Third, the Court argues that the accept-all-comers policy, by bringing together students with diverse views, encourages tolerance, cooperation, learning, and the development of conflict-resolution skills. These are obviously commendable goals, but they are not undermined by permitting a religious group to restrict membership to persons who share the group’s faith. Many religious groups impose such restrictions. Nor do they thwart the objectives that Hastings endorses. Our country as a whole, no less than the Hastings College of Law, values tolerance, cooperation, learning, and the amicable resolution of conflicts. But we seek to achieve those goals through “[a] confident pluralism that conduces to civil peace and advances democratic consensus-building,” not by abridging First Amendment rights.
Fourth, the Court observes that Hastings’ policy “incorporates—in fact, subsumes—state-law proscriptions on discrimination.” Because the First Amendment obviously takes precedence over any state law, this would not justify the Hastings policy even if it were true—but it is not. The only Hastings policy considered by the Court—the accept-all-comers policy—goes far beyond any California antidiscrimination law. Neither Hastings nor the Court claims that California law demands that state entities must accept all comers. Hastings itself certainly does not follow this policy in hiring or student admissions.
In sum, Hastings’ accept-all-comers policy is not reasonable in light of the stipulated purpose of the RSO forum: to promote a diversity of viewpoints “among ”—not within—“registered student organizations.”
B
The Court is also wrong in holding that the accept-all-comers policy is viewpoint neutral. The Court proclaims that it would be “hard to imagine a more viewpoint-neutral policy,” but I would not be so quick to jump to this conclusion. Even if it is assumed that the policy is viewpoint neutral on its face, there is strong evidence in the record that the policy was announced as a pretext.

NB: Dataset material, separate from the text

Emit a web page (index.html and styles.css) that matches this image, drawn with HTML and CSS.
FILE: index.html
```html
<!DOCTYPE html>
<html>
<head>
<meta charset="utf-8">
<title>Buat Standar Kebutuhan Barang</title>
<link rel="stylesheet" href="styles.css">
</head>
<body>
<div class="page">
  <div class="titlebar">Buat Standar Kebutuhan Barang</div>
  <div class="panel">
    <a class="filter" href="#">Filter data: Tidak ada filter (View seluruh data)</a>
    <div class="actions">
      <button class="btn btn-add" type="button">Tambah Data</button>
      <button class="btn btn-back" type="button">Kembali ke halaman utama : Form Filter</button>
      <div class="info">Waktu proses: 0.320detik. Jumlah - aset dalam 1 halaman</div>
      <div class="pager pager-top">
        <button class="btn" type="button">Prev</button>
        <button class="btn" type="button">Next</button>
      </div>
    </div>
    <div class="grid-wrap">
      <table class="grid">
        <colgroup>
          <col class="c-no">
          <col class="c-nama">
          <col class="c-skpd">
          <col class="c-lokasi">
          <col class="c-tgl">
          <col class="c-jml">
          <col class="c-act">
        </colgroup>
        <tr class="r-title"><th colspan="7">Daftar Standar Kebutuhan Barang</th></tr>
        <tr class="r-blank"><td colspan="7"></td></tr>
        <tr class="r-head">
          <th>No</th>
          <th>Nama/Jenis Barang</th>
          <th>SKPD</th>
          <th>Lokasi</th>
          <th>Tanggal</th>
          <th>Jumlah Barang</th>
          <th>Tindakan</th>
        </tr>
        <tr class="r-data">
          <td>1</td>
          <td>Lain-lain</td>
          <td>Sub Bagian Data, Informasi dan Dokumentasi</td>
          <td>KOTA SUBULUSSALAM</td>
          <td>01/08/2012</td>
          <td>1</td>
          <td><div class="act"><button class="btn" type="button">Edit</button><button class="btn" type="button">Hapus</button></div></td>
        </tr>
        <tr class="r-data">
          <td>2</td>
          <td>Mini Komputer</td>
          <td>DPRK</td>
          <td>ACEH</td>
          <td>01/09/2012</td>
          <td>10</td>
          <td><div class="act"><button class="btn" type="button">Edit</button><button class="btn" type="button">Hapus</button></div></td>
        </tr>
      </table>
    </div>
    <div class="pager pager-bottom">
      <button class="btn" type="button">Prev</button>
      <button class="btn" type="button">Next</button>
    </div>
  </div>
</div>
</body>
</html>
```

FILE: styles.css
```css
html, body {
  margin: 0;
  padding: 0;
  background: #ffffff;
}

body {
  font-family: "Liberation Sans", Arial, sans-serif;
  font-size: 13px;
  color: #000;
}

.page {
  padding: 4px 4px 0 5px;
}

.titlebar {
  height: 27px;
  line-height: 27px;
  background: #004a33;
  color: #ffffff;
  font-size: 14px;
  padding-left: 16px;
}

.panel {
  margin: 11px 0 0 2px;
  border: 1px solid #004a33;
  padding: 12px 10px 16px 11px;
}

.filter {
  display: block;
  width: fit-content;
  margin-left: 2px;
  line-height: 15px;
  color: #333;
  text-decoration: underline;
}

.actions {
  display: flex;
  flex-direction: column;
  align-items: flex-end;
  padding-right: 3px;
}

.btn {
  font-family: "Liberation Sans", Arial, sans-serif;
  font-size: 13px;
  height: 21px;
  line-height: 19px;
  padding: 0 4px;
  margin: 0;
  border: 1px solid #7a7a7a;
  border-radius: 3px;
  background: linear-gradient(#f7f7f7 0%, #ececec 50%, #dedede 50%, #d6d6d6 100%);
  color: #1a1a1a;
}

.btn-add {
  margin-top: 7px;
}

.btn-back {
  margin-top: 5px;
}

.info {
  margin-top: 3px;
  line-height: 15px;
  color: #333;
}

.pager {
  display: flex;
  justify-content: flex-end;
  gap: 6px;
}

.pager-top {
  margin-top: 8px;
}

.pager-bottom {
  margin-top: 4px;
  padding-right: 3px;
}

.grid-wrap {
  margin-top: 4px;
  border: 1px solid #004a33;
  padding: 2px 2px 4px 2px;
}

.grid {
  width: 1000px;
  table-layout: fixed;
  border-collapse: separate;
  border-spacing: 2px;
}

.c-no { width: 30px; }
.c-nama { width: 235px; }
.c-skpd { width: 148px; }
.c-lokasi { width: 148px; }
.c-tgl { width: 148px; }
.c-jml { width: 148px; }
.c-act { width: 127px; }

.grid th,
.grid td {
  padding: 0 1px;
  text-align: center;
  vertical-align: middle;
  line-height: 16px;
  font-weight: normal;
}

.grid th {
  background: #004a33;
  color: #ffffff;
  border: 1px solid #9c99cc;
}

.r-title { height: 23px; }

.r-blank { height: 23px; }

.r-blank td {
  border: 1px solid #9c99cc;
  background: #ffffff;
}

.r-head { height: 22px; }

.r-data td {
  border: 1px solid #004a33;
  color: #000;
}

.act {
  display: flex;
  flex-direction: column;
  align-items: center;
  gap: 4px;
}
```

The adoption of a facially neutral policy for the purpose of suppressing the expression of a particular viewpoint is viewpoint discrimination. A simple example illustrates this obvious point. Suppose that a hated student group at a state university has never been able to attract more than 10 members. Suppose that the university administration, for the purpose of preventing that group from using the school grounds for meetings, adopts a new rule under which the use of its facilities is restricted to groups with more than 25 members. Although this rule would be neutral on its face, its adoption for a discriminatory reason would be illegal.
Here, CLS has made a strong showing that Hastings’ sudden adoption and selective application of its accept-all-comers policy was a pretext for the law school’s unlawful denial of CLS’s registration application under the Nondiscrimination Policy.

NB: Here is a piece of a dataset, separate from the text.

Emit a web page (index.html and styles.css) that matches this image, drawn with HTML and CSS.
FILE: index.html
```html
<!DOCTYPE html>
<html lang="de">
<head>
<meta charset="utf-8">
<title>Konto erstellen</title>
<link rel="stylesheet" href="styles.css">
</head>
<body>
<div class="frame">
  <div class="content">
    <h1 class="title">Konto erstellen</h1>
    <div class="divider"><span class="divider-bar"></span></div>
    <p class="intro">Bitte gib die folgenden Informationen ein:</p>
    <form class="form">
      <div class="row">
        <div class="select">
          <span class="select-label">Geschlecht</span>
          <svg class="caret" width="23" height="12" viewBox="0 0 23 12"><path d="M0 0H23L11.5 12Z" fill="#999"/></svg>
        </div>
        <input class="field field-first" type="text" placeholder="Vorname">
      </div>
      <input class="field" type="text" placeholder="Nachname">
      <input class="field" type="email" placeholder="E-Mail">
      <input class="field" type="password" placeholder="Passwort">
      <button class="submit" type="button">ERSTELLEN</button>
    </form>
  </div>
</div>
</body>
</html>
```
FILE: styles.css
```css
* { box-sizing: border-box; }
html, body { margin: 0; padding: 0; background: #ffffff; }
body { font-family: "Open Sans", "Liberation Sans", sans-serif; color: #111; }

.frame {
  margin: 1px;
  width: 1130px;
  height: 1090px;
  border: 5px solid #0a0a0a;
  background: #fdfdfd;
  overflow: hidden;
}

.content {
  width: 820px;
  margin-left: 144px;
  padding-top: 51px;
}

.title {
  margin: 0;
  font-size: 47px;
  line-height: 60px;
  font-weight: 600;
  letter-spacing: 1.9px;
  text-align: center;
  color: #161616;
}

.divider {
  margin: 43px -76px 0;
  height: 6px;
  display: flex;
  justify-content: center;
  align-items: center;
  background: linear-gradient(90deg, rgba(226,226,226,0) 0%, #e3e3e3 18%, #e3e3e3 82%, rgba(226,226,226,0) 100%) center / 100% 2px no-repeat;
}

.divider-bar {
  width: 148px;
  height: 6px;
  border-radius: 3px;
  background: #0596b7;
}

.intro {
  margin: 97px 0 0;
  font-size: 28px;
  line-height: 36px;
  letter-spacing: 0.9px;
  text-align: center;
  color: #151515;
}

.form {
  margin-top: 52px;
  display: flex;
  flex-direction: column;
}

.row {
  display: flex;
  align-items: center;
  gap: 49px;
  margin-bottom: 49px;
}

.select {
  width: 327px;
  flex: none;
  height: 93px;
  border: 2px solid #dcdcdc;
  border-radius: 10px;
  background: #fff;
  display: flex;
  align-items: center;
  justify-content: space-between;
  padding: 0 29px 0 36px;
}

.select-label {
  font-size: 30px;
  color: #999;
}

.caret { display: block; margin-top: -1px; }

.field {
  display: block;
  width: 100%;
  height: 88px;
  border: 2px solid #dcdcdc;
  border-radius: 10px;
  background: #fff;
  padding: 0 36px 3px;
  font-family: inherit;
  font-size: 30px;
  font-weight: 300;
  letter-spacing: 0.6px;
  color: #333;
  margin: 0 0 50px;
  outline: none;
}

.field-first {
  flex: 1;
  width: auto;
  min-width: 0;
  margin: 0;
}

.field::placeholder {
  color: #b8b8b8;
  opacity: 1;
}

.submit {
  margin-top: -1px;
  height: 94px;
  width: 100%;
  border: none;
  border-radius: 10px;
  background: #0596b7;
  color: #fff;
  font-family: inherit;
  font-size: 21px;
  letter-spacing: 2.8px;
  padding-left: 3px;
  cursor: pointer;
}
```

Here, Hastings claims that it has had an accept-all-comers policy since 1990, but it has not produced a single written document memorializing that policy. Nor has it cited a single occasion prior to the dean’s deposition when this putative policy was orally disclosed to either student groups interested in applying for registration or to the Office of Student Services, which was charged with reviewing the bylaws of applicant groups to ensure that they were in compliance with the law school’s policies.
C
One final aspect of the Court’s decision warrants comment. In response to the argument that the accept-all-comers-policy would permit a small and unpopular group to be taken over by students who wish to silence its message, the Court states that the policy would permit a registered group to impose membership requirements “designed to ensure that students join because of their commitment to a group’s vitality, not its demise.” With this concession, the Court tacitly recognizes that Hastings does not really have an accept-all-comers policy—it has an accept-some- dissident-comers policy—and the line between members who merely seek to change a group’s message (who apparently must be admitted) and those who seek a group’s “ demise” (who may be kept out) is hopelessly vague.

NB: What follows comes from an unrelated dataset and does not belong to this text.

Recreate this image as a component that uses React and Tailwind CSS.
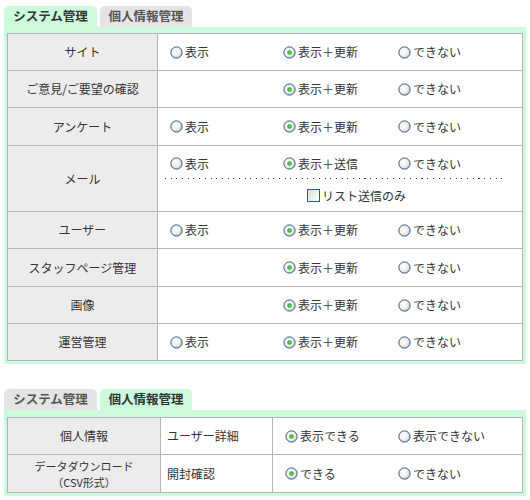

Here is an example. Not all Christian denominations agree with CLS’s views on sexual morality and other matters. During a recent year, CLS had seven members. Suppose that 10 students who are members of denominations that disagree with CLS decided that CLS was misrepresenting true Christian doctrine. Suppose that these students joined CLS, elected officers who shared their views, ended the group’s affiliation with the national organization, and changed the group’s message. The new leadership would likely proclaim that the group was “vital” but rectified, while CLS, I assume, would take the view that the old group had suffered its “demise.” Whether a change represents reform or transformation may depend very much on the eye of the beholder.
In the end, the Court refuses to acknowledge the consequences of its holding. A true accept-all-comers policy permits small unpopular groups to be taken over by students who wish to change the views that the group expresses. Rules requiring that members attend meetings, pay dues, and behave politely would not eliminate this threat.
The possibility of such takeovers, however, is by no means the most important effect of the Court’s holding. There are religious groups that cannot in good conscience agree in their bylaws that they will admit persons who do not share their faith, and for these groups, the consequence of an accept-all-comers policy is marginalization. This is where the Court’s decision leads.
I do not think it is an exaggeration to say that today’s decision is a serious setback for freedom of expression in this country. Our First Amendment reflects a “profound national commitment to the principle that debate on public issues should be uninhibited, robust, and wide-open.” Even if the United States is the only Nation that shares this commitment to the same extent, I would not change our law to conform to the international norm. I fear that the Court’s decision marks a turn in that direction. Even those who find CLS’s views objectionable should be concerned about the way the group has been treated—by Hastings, the Court of Appeals, and now this Court. I can only hope that this decision will turn out to be an aberration.